Accepted to 2020 Cold Spring Harbor Laboratory meeting: From Neuroscience to Artificially Intelligent Systems (NAISys)
INTEGRATION OF HUMAN-LIKE COVERT-OVERT ATTENTION WITH PROBABILISTIC
CONVOLUTIONAL NEURAL NETWORKS
1Augustus Intelligence, R&D, NYC, NY
Attention in the human vision system is a mechanism of efficiency, focusing limited computational resources on the
relevant parts of a scene to save “bandwidth” and minimize complexity. There are distinct and complementary attentional
mechanisms: e.g. covert in the periphery, overt guiding fixation, feature-based attention (FBA) to identify specific aspects
such as color, and object-based attention (OBA).
Attention in artificial vision systems, on the other hand, aims to isolate “interesting” or salient regions of an image for
further processing by a convolutional neural net (i.e. R-CNN). These methods have been successful in image
classification tasks while significantly reducing the computational burden of CNNs. Yet we suggest room for
improvement by incorporating aspects of human visual attention: efficiency via complementary attention processes, and
utilizing valuable task-dependent information.
Our info-theoretic, sequential processing notion of saliency more closely resembles human fixation patterns than other
methods. We define a (unsupervised) partially-observable Markov decision process (POMDP) atop a retinotopically
organized self-information map. For task-dependent attention, we can incorporate a supervisory signal as feedback at
each fixation step, yielding a mutual information map.

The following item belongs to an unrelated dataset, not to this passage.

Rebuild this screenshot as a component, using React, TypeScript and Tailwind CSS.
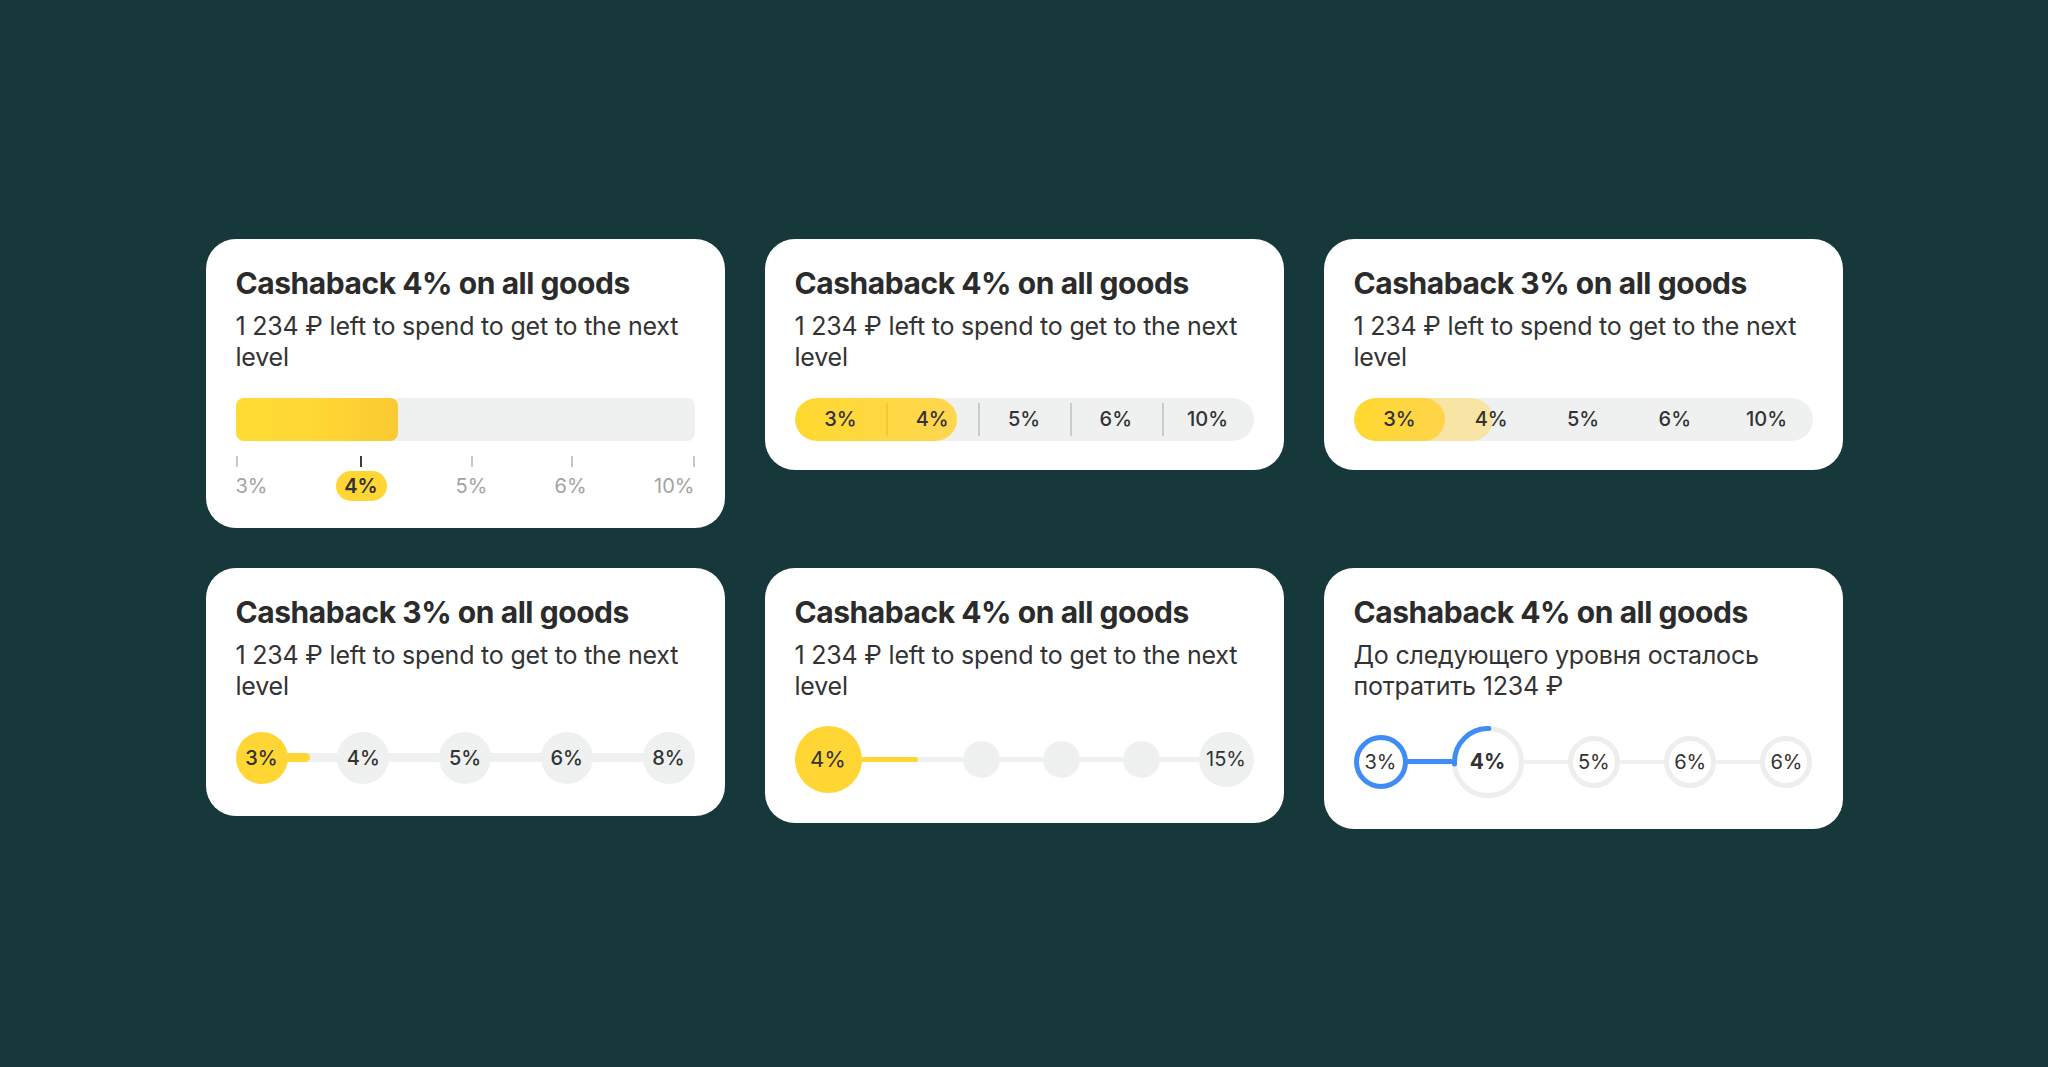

Our “retina-like” sensor does not see the environment in full, but rather extracts information only in a local region (or
narrow frequency band), similar to the Recurrent Attention Model. They define a reinforcement learning agent that
receives a scalar reward at each fixation to learn a high-order policy, whereas we use a first-order POMDP with optional
supervision to guide the sensor; studies show humans do not integrate high-order sequence info in fixations.
We model a dual covert and overt attentional process: The covert mechanism analyzes the periphery for
maximally-informative data, leading to overt fixation to that next unseen location. To overcome fixations oscillating
between regions of max interest, we bookkeep with a fixation history map: a 2D representation larger than the visual field
containing the sequence of recent fixations, not unlike human frontal eye fields.
For visual processing at each attended subset of the visual space, we implement deep kernel learning, combining the
non-parametric flexibility of Gaussian Processes with the inductive biases and feature extraction of a CNN.
We experiment on Multi-MNIST to show OBA vs FBA -- the former seeks full digits, the latter seeks specific features. We
use two challenging human eye fixation datasets – MIT300, CAT2000 -- to validate the task-based attention paths.
Visual anomaly detection and localization is a great application of our approach: object-based algorithms of R-CNN won’t
suffice, and in general end-to-end learning is a poor approach due to class imbalance and unavailability of labeled
anomaly data. We elucidate this on the benchmark Cement Crack dataset, yielding results competitive with state-of-art
visual anomaly detection methods, while being computationally more efficient.